**WRITTEN TASK**
Images are not part of the copy; write out the rest of the data exactly as given.

**AVAILABLE DATA**
+++++
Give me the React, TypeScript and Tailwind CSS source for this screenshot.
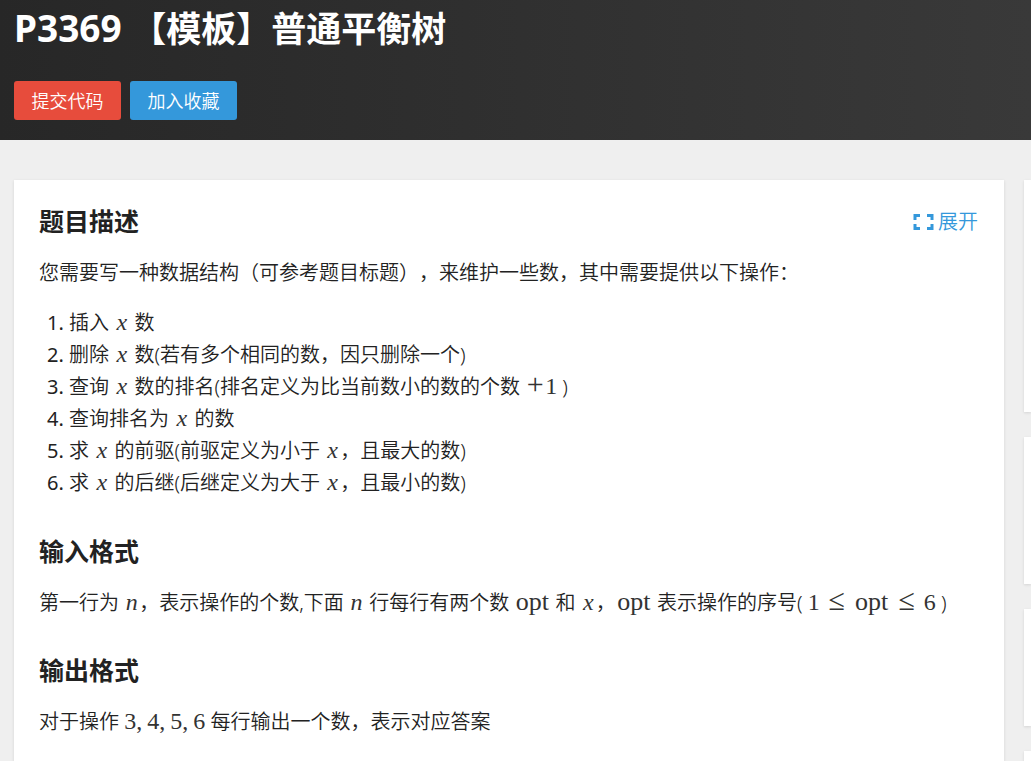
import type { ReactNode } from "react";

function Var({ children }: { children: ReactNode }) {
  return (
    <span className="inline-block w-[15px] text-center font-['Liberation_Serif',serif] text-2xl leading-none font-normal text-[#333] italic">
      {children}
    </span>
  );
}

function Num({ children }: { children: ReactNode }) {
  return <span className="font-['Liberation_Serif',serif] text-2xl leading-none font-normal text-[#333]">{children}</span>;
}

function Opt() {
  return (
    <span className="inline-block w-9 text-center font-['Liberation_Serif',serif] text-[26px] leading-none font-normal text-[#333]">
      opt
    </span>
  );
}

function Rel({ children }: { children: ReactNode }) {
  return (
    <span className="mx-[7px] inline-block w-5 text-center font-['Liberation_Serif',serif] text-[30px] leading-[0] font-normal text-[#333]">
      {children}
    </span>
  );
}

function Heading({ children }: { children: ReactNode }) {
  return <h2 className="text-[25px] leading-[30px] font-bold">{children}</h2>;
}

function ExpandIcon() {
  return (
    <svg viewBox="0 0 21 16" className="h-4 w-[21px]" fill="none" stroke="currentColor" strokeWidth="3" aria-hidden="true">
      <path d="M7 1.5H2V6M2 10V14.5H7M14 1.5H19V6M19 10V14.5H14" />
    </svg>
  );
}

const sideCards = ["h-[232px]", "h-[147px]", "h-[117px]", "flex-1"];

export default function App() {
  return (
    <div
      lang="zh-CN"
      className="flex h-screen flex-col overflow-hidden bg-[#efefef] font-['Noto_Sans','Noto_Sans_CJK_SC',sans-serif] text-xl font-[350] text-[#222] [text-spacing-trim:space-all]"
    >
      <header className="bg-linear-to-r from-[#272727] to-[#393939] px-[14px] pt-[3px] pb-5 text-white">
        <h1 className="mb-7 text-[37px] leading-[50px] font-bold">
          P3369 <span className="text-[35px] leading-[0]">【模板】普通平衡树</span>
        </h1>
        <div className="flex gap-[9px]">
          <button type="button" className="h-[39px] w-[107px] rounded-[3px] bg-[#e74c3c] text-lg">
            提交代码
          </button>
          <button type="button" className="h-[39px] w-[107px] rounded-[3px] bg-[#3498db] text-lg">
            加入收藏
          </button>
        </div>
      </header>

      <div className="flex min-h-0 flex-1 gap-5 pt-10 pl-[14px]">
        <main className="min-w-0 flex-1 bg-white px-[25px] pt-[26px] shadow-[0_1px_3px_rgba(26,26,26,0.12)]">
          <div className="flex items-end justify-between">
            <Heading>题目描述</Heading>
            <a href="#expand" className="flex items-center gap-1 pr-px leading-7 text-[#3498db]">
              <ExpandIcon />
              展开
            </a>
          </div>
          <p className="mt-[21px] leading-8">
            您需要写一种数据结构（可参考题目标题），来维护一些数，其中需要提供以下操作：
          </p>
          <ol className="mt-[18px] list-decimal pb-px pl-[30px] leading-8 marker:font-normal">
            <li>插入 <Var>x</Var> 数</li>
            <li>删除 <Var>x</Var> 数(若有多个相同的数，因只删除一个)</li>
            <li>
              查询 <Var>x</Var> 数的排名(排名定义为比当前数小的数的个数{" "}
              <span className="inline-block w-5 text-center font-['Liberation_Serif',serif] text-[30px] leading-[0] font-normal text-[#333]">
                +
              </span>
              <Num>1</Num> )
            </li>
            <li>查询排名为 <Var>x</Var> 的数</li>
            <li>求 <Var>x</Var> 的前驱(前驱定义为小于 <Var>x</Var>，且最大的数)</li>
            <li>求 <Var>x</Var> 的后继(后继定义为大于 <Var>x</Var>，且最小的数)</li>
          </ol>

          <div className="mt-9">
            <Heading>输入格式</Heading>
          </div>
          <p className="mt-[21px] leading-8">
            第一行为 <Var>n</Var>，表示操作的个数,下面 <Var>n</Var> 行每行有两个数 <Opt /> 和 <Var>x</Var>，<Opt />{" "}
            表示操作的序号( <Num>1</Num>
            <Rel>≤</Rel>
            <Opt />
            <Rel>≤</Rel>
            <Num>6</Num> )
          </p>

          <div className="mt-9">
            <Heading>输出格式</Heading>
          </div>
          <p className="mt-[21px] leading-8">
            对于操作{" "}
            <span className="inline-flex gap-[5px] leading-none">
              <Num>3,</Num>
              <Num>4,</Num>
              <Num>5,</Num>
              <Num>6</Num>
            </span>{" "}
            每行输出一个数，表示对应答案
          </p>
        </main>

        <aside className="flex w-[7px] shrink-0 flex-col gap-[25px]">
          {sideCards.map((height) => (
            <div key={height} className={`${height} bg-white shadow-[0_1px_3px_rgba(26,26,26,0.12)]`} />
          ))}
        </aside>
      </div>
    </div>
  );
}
+++++
**ANSWER TO THIS PROBLEM**
Give me the React, TypeScript and Tailwind CSS source for this screenshot.
import type { ReactNode } from "react";

function Var({ children }: { children: ReactNode }) {
  return (
    <span className="inline-block w-[15px] text-center font-['Liberation_Serif',serif] text-2xl leading-none font-normal text-[#333] italic">
      {children}
    </span>
  );
}

function Num({ children }: { children: ReactNode }) {
  return <span className="font-['Liberation_Serif',serif] text-2xl leading-none font-normal text-[#333]">{children}</span>;
}

function Opt() {
  return (
    <span className="inline-block w-9 text-center font-['Liberation_Serif',serif] text-[26px] leading-none font-normal text-[#333]">
      opt
    </span>
  );
}

function Rel({ children }: { children: ReactNode }) {
  return (
    <span className="mx-[7px] inline-block w-5 text-center font-['Liberation_Serif',serif] text-[30px] leading-[0] font-normal text-[#333]">
      {children}
    </span>
  );
}

function Heading({ children }: { children: ReactNode }) {
  return <h2 className="text-[25px] leading-[30px] font-bold">{children}</h2>;
}

function ExpandIcon() {
  return (
    <svg viewBox="0 0 21 16" className="h-4 w-[21px]" fill="none" stroke="currentColor" strokeWidth="3" aria-hidden="true">
      <path d="M7 1.5H2V6M2 10V14.5H7M14 1.5H19V6M19 10V14.5H14" />
    </svg>
  );
}

const sideCards = ["h-[232px]", "h-[147px]", "h-[117px]", "flex-1"];

export default function App() {
  return (
    <div
      lang="zh-CN"
      className="flex h-screen flex-col overflow-hidden bg-[#efefef] font-['Noto_Sans','Noto_Sans_CJK_SC',sans-serif] text-xl font-[350] text-[#222] [text-spacing-trim:space-all]"
    >
      <header className="bg-linear-to-r from-[#272727] to-[#393939] px-[14px] pt-[3px] pb-5 text-white">
        <h1 className="mb-7 text-[37px] leading-[50px] font-bold">
          P3369 <span className="text-[35px] leading-[0]">【模板】普通平衡树</span>
        </h1>
        <div className="flex gap-[9px]">
          <button type="button" className="h-[39px] w-[107px] rounded-[3px] bg-[#e74c3c] text-lg">
            提交代码
          </button>
          <button type="button" className="h-[39px] w-[107px] rounded-[3px] bg-[#3498db] text-lg">
            加入收藏
          </button>
        </div>
      </header>

      <div className="flex min-h-0 flex-1 gap-5 pt-10 pl-[14px]">
        <main className="min-w-0 flex-1 bg-white px-[25px] pt-[26px] shadow-[0_1px_3px_rgba(26,26,26,0.12)]">
          <div className="flex items-end justify-between">
            <Heading>题目描述</Heading>
            <a href="#expand" className="flex items-center gap-1 pr-px leading-7 text-[#3498db]">
              <ExpandIcon />
              展开
            </a>
          </div>
          <p className="mt-[21px] leading-8">
            您需要写一种数据结构（可参考题目标题），来维护一些数，其中需要提供以下操作：
          </p>
          <ol className="mt-[18px] list-decimal pb-px pl-[30px] leading-8 marker:font-normal">
            <li>插入 <Var>x</Var> 数</li>
            <li>删除 <Var>x</Var> 数(若有多个相同的数，因只删除一个)</li>
            <li>
              查询 <Var>x</Var> 数的排名(排名定义为比当前数小的数的个数{" "}
              <span className="inline-block w-5 text-center font-['Liberation_Serif',serif] text-[30px] leading-[0] font-normal text-[#333]">
                +
              </span>
              <Num>1</Num> )
            </li>
            <li>查询排名为 <Var>x</Var> 的数</li>
            <li>求 <Var>x</Var> 的前驱(前驱定义为小于 <Var>x</Var>，且最大的数)</li>
            <li>求 <Var>x</Var> 的后继(后继定义为大于 <Var>x</Var>，且最小的数)</li>
          </ol>

          <div className="mt-9">
            <Heading>输入格式</Heading>
          </div>
          <p className="mt-[21px] leading-8">
            第一行为 <Var>n</Var>，表示操作的个数,下面 <Var>n</Var> 行每行有两个数 <Opt /> 和 <Var>x</Var>，<Opt />{" "}
            表示操作的序号( <Num>1</Num>
            <Rel>≤</Rel>
            <Opt />
            <Rel>≤</Rel>
            <Num>6</Num> )
          </p>

          <div className="mt-9">
            <Heading>输出格式</Heading>
          </div>
          <p className="mt-[21px] leading-8">
            对于操作{" "}
            <span className="inline-flex gap-[5px] leading-none">
              <Num>3,</Num>
              <Num>4,</Num>
              <Num>5,</Num>
              <Num>6</Num>
            </span>{" "}
            每行输出一个数，表示对应答案
          </p>
        </main>

        <aside className="flex w-[7px] shrink-0 flex-col gap-[25px]">
          {sideCards.map((height) => (
            <div key={height} className={`${height} bg-white shadow-[0_1px_3px_rgba(26,26,26,0.12)]`} />
          ))}
        </aside>
      </div>
    </div>
  );
}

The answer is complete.